The incident came as Judge Edward Davila tacked on extra court days to move things along as the trial — initially projected to span three to fourth months — is about to enter its third month. When soliciting concerns from jurors about the schedule additions, one alternate juror said he’d try to accommodate it if he was the only one experiencing difficulties, but noted it is “getting hard on my work schedule.”

The judge informed jurors that he’d like to further stretch the number of hours they’re spending in the courtroom where possible to keep things progressing ahead of the holidays. With the pool of jurors down to 14 from 17 at the start of the trial, experts say the longer the trial takes, the more life issues may creep in.

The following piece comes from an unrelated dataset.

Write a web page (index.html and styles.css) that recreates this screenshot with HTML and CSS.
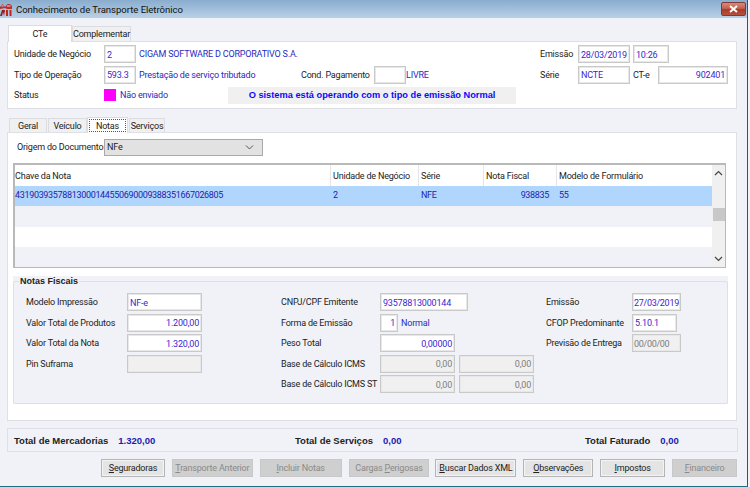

…and neither can reporters covering the trial

The Holmes’ trial has been hit by another looming drama: tension over loud typers.

Judge Davila has repeatedly expressed frustration on behalf of one or more members of the jury about loud keyboard strokes emanating from the small but mighty group of reporters who show up with their laptops day in and day out. The typing apparently grows increasingly noticeable when reporters are documenting the same juicy bits in tandem. On Tuesday, the judge once again warned reporters that only “silent keyboards” are allowed in the room. The judge said if he received another complaint, he’d have to send “anyone who wants to type” to the overflow room. He specified that it is not fair to the government or Holmes if the jury cannot concentrate.

It marks yet another hurdle for reporters covering the high-profile trial given that cameras and recording devices are not permitted. And while the judge asked reporters to police themselves, a US marshal stood in the corner of the courtroom at various points throughout the day to scope out the noisy typer, or typers.